By demonstrating a government’s commitment to well-managed public finances, fiscal rules can create room in the budget to finance policies that promote growth, enhance the economy’s resilience to adverse shocks, and reduce excessive income inequality.

Past as prologue: lessons for rule design

Some key features have proved to enhance the rules’ effectiveness in the past:

  • Broad coverage, meaning that the rule should cover most, if not all of the budget, reducing possible loopholes.
  • A design that encourages countries to save money in good economic times, for instance by preventing large expenditure increases, which can absorb all revenue windfalls.
  • Limits on fiscal aggregates that are based on sound economic principles. For instance, governments should not set the debt ceiling too high to foster fiscal responsibility. But the debt ceiling should not be too low either, to enable desirable policies, such as filling public infrastructure gaps or offsetting the economic impact of large shocks.
  • Precise exceptions to let the budget accommodate unexpected events, like natural disasters.

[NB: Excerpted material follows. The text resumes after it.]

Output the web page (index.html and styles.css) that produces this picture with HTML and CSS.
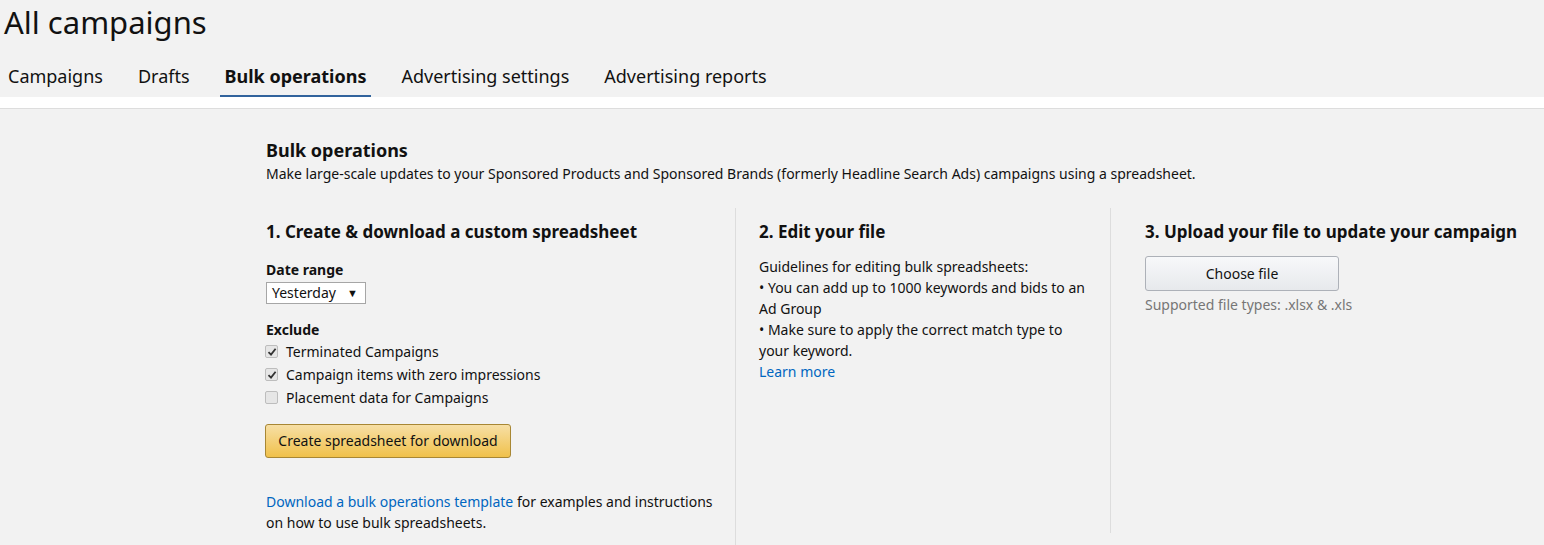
FILE: index.html
```html
<!DOCTYPE html>
<html lang="en">
<head>
<meta charset="utf-8">
<title>All campaigns</title>
<link rel="stylesheet" href="styles.css">
</head>
<body>
<header class="page-header">
  <h1 class="page-title">All campaigns</h1>
  <nav class="tabs">
    <a class="tab">Campaigns</a>
    <a class="tab">Drafts</a>
    <a class="tab tab-active">Bulk operations</a>
    <a class="tab">Advertising settings</a>
    <a class="tab">Advertising reports</a>
  </nav>
</header>
<div class="band"></div>
<main class="content">
  <h2 class="section-title">Bulk operations</h2>
  <p class="section-desc">Make large-scale updates to your Sponsored Products and Sponsored Brands (formerly Headline Search Ads) campaigns using a spreadsheet.</p>
  <div class="columns">
    <section class="col col-1">
      <h3 class="col-title">1. Create &amp; download a custom spreadsheet</h3>
      <div class="field-label">Date range</div>
      <div class="select"><span>Yesterday</span><span class="arrow">&#9660;</span></div>
      <div class="field-label exclude">Exclude</div>
      <div class="check-row"><span class="box checked"><svg viewBox="0 0 10 10" width="10" height="10"><path d="M1.5 5.2 L4 7.6 L8.6 1.8" fill="none" stroke="#333" stroke-width="1.8"/></svg></span>Terminated Campaigns</div>
      <div class="check-row"><span class="box checked"><svg viewBox="0 0 10 10" width="10" height="10"><path d="M1.5 5.2 L4 7.6 L8.6 1.8" fill="none" stroke="#333" stroke-width="1.8"/></svg></span>Campaign items with zero impressions</div>
      <div class="check-row"><span class="box"></span>Placement data for Campaigns</div>
      <button class="btn-primary">Create spreadsheet for download</button>
      <p class="template"><a class="link">Download a bulk operations template</a> for examples and instructions on how to use bulk spreadsheets.</p>
    </section>
    <section class="col col-2">
      <h3 class="col-title">2. Edit your file</h3>
      <p class="guide">Guidelines for editing bulk spreadsheets:<br>&bull; You can add up to 1000 keywords and bids to an Ad Group<br>&bull; Make sure to apply the correct match type to your keyword.<br><a class="link">Learn more</a></p>
    </section>
    <section class="col col-3">
      <h3 class="col-title">3. Upload your file to update your campaign</h3>
      <button class="btn-secondary">Choose file</button>
      <p class="hint">Supported file types: .xlsx &amp; .xls</p>
    </section>
  </div>
</main>
</body>
</html>
```
FILE: styles.css
```css
* { box-sizing: border-box; }
html, body { margin: 0; padding: 0; }
body {
  background: #f2f2f2;
  color: #111;
  font-family: "Noto Sans", "Open Sans", Arial, sans-serif;
  font-size: 14px;
  line-height: 20px;
  overflow: hidden;
}
.page-header { padding: 0 0 0 3px; }
.page-title {
  margin: 0;
  padding-left: 1px;
  font-size: 31px;
  font-weight: 400;
  line-height: 44px;
}
.tabs { display: flex; gap: 25px; margin-top: 13px; }
.tab {
  padding: 8px 5px 8px;
  font-size: 18px;
  line-height: 22px;
  color: #111;
  border-bottom: 2px solid transparent;
}
.tab-active { font-weight: 700; border-bottom-color: #31639c; }
.band { height: 12px; background: #fff; border-bottom: 1px solid #ddd; }
.content { padding: 29px 0 0 266px; }
.section-title { margin: 0; font-size: 18px; line-height: 24px; font-weight: 700; }
.section-desc { margin: 2px 0 0; }
.columns { display: flex; align-items: flex-start; margin-top: 24px; }
.col { padding-top: 12px; }
.col-1 { width: 470px; padding-right: 20px; padding-bottom: 24px; border-right: 1px solid #ddd; }
.col-2 { width: 375px; min-height: 325px; padding-left: 23px; padding-right: 16px; border-right: 1px solid #ddd; }
.col-3 { padding-left: 34px; }
.col-title { margin: 0 0 12px; font-size: 17px; line-height: 24px; font-weight: 700; }
.field-label { font-weight: 700; margin-top: 16px; }
.exclude { margin-top: 16px; }
.select {
  display: flex; align-items: center; justify-content: space-between;
  width: 100px; height: 22px; margin-top: 2px; padding: 0 7px 0 5px;
  background: #fff; border: 1px solid #a6a6a6;
}
.arrow { font-size: 11px; color: #111; }
.check-row { display: flex; align-items: center; height: 23px; }
.box {
  display: inline-flex; align-items: center; justify-content: center;
  width: 13px; height: 13px; margin: 0 8px 0 -1px;
  border: 1px solid #bdbdbd; border-radius: 2px; background: #e6e6e6;
}
.btn-primary {
  display: block; margin-top: 15px; width: 246px; height: 34px; margin-left: -1px;
  font: inherit; color: #111;
  background: linear-gradient(#f7dfa5, #f0c14b);
  border: 1px solid #a88734; border-radius: 3px;
}
.template { margin: 33px 0 0; line-height: 21px; }
.link { color: #0066c0; }
.guide { margin: 0; line-height: 21px; }
.btn-secondary {
  display: block; margin-top: 1px; width: 194px; height: 35px;
  font: inherit; color: #111;
  background: linear-gradient(#f7f8fa, #e7e9ec);
  border: 1px solid #adb1b8; border-radius: 3px;
}
.hint { margin: 4px 0 0; color: #767676; }
```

Also, successful fiscal rules need political buy-in, as well as supporting institutions that enhance fiscal transparency and accountability—such as fiscal councils, which governments establish to act as public watch dogs to evaluate fiscal policy. Most European countries have, for instance, set up fiscal councils in recent years.

In the past decade, substantial reforms have led to a second-generation of rules. These are: first, more flexible, for example with new and better-defined exceptions; and second, easier to enforce, for example, by adding correction mechanisms that foresee what the government should do when they break the rule. Jamaica and Grenada have introduced correction mechanisms in 2014 and 2015.

However, we find that these innovations have made the rules more complicated to operate with no discernible impact on compliance yet.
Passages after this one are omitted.